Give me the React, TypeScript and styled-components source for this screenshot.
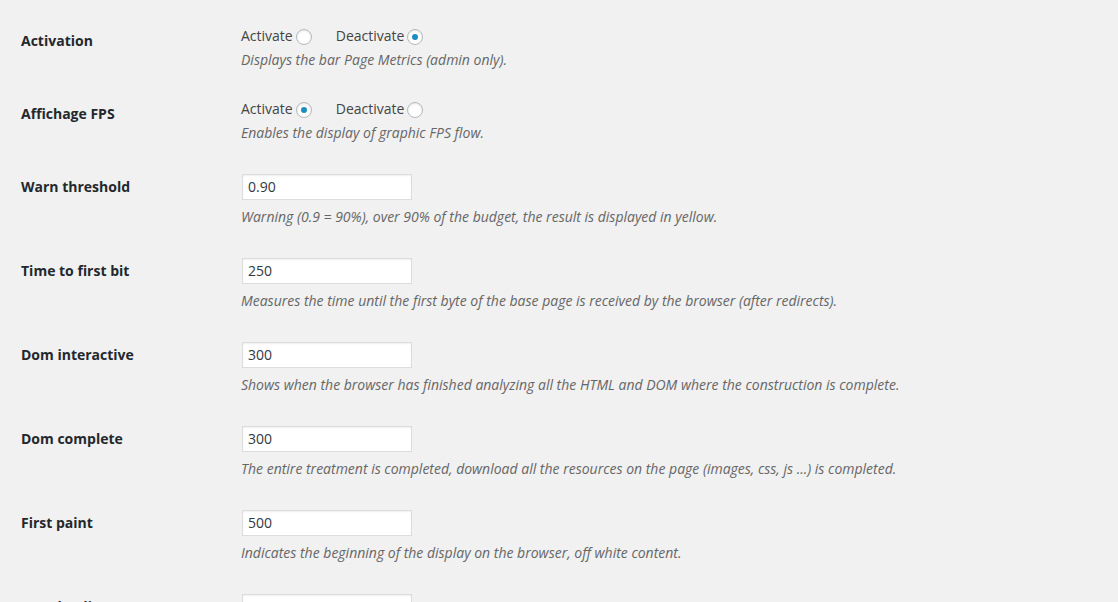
import React from "react";
import styled, { createGlobalStyle } from "styled-components";

const Global = createGlobalStyle`
  html, body { margin: 0; padding: 0; background: #f1f1f1; }
  body { font-family: "Open Sans", "Noto Sans", sans-serif; color: #444; font-size: 14px; }
`;

const Page = styled.div`
  padding: 11px 20px 0 21px;
  height: 591px;
  overflow: hidden;
`;

const Form = styled.div`
  display: flex;
  flex-direction: column;
`;

const Row = styled.div`
  display: grid;
  grid-template-columns: 210px 1fr;
`;

const Label = styled.div`
  padding: 21px 10px 19px 0;
  font-weight: 700;
  font-size: 14px;
  line-height: 18px;
  color: #23282d;
`;

const Field = styled.div`
  padding: 15px 10px 14px;
  display: flex;
  flex-direction: column;
  align-items: flex-start;
`;

const RadioLine = styled.div`
  display: flex;
  align-items: center;
  gap: 24px;
  height: 18px;
  line-height: 18px;
  margin-top: 1px;
`;

const RadioLabel = styled.label`
  display: flex;
  align-items: center;
  gap: 3px;
  color: #444;
  font-size: 14px;
`;

const Radio = styled.span<{ $checked?: boolean }>`
  position: relative;
  display: inline-block;
  width: 16px;
  height: 16px;
  box-sizing: border-box;
  border-radius: 50%;
  border: 1px solid #b4b9be;
  background: #fff;
  box-shadow: inset 0 1px 2px rgba(0, 0, 0, 0.1);
  margin-top: 1px;
  &::after {
    content: "";
    display: ${(p) => (p.$checked ? "block" : "none")};
    position: absolute;
    left: 4px;
    top: 4px;
    width: 6px;
    height: 6px;
    border-radius: 50%;
    background: #1e8cbe;
  }
`;

const Input = styled.div`
  margin-top: 2px;
  margin-left: 1px;
  width: 170px;
  height: 26px;
  box-sizing: border-box;
  border: 1px solid #ddd;
  background: #fff;
  box-shadow: inset 0 1px 2px rgba(0, 0, 0, 0.07);
  padding: 0 5px;
  font-size: 14px;
  line-height: 24px;
  color: #32373c;
`;

const Desc = styled.p<{ $after?: "radio" | "input" }>`
  margin: ${(p) => (p.$after === "radio" ? "5px" : "7px")} 0 0;
  font-size: 14px;
  line-height: 20px;
  font-style: italic;
  color: #666;
  white-space: nowrap;
`;

type Item =
  | { kind: "radio"; label: string; on: boolean; desc: string }
  | { kind: "input"; label: string; value: string; desc: string };

const items: Item[] = [
  { kind: "radio", label: "Activation", on: false, desc: "Displays the bar Page Metrics (admin only)." },
  { kind: "radio", label: "Affichage FPS", on: true, desc: "Enables the display of graphic FPS flow." },
  { kind: "input", label: "Warn threshold", value: "0.90", desc: "Warning (0.9 = 90%), over 90% of the budget, the result is displayed in yellow." },
  { kind: "input", label: "Time to first bit", value: "250", desc: "Measures the time until the first byte of the base page is received by the browser (after redirects)." },
  { kind: "input", label: "Dom interactive", value: "300", desc: "Shows when the browser has finished analyzing all the HTML and DOM where the construction is complete." },
  { kind: "input", label: "Dom complete", value: "300", desc: "The entire treatment is completed, download all the resources on the page (images, css, js ...) is completed." },
  { kind: "input", label: "First paint", value: "500", desc: "Indicates the beginning of the display on the browser, off white content." },
  { kind: "input", label: "Dom loading", value: "1000", desc: "" },
];

export default function App() {
  return (
    <>
      <Global />
      <Page>
        <Form>
          {items.map((it) => (
            <Row key={it.label}>
              <Label>{it.label}</Label>
              <Field>
                {it.kind === "radio" ? (
                  <>
                    <RadioLine>
                      <RadioLabel>
                        Activate <Radio $checked={it.on} />
                      </RadioLabel>
                      <RadioLabel>
                        Deactivate <Radio $checked={!it.on} />
                      </RadioLabel>
                    </RadioLine>
                    <Desc $after="radio">{it.desc}</Desc>
                  </>
                ) : (
                  <>
                    <Input>{it.value}</Input>
                    {it.desc && <Desc $after="input">{it.desc}</Desc>}
                  </>
                )}
              </Field>
            </Row>
          ))}
        </Form>
      </Page>
    </>
  );
}
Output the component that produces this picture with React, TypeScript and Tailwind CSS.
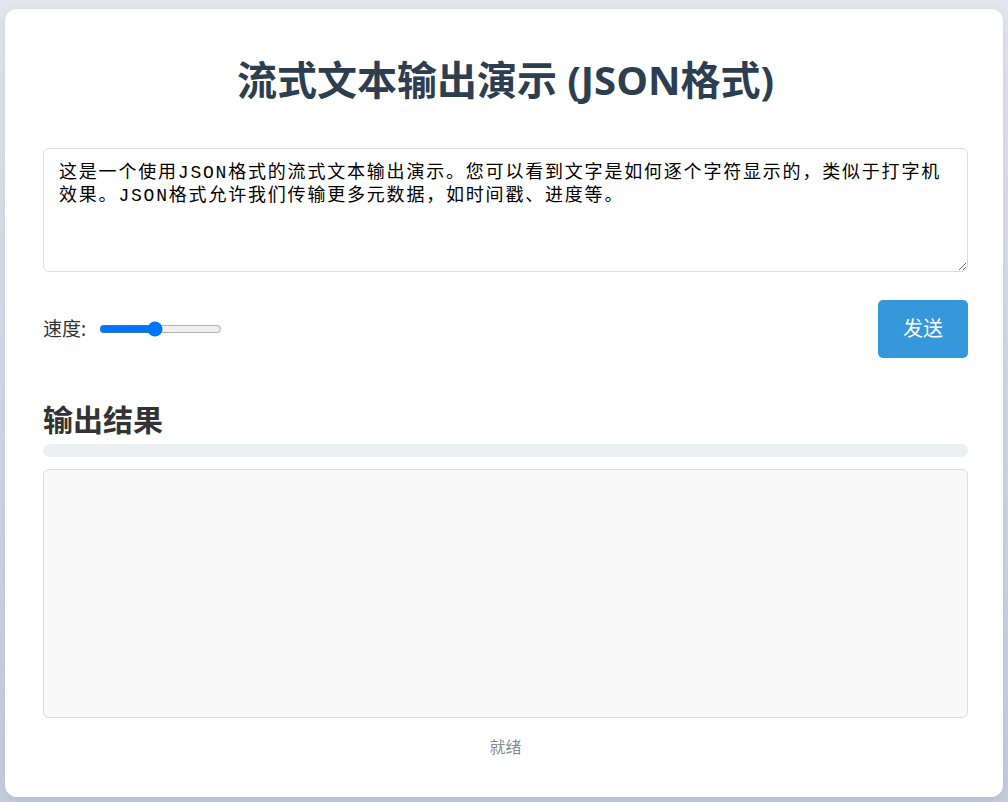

◇ ◇ ◇ ◇ ◇

### WRITTEN PROBLEM
Return each line that includes "TypeScript".

### ANSWER FOR THIS EXERCISE
Give me the React, TypeScript and styled-components source for this screenshot.
Output the component that produces this picture with React, TypeScript and Tailwind CSS.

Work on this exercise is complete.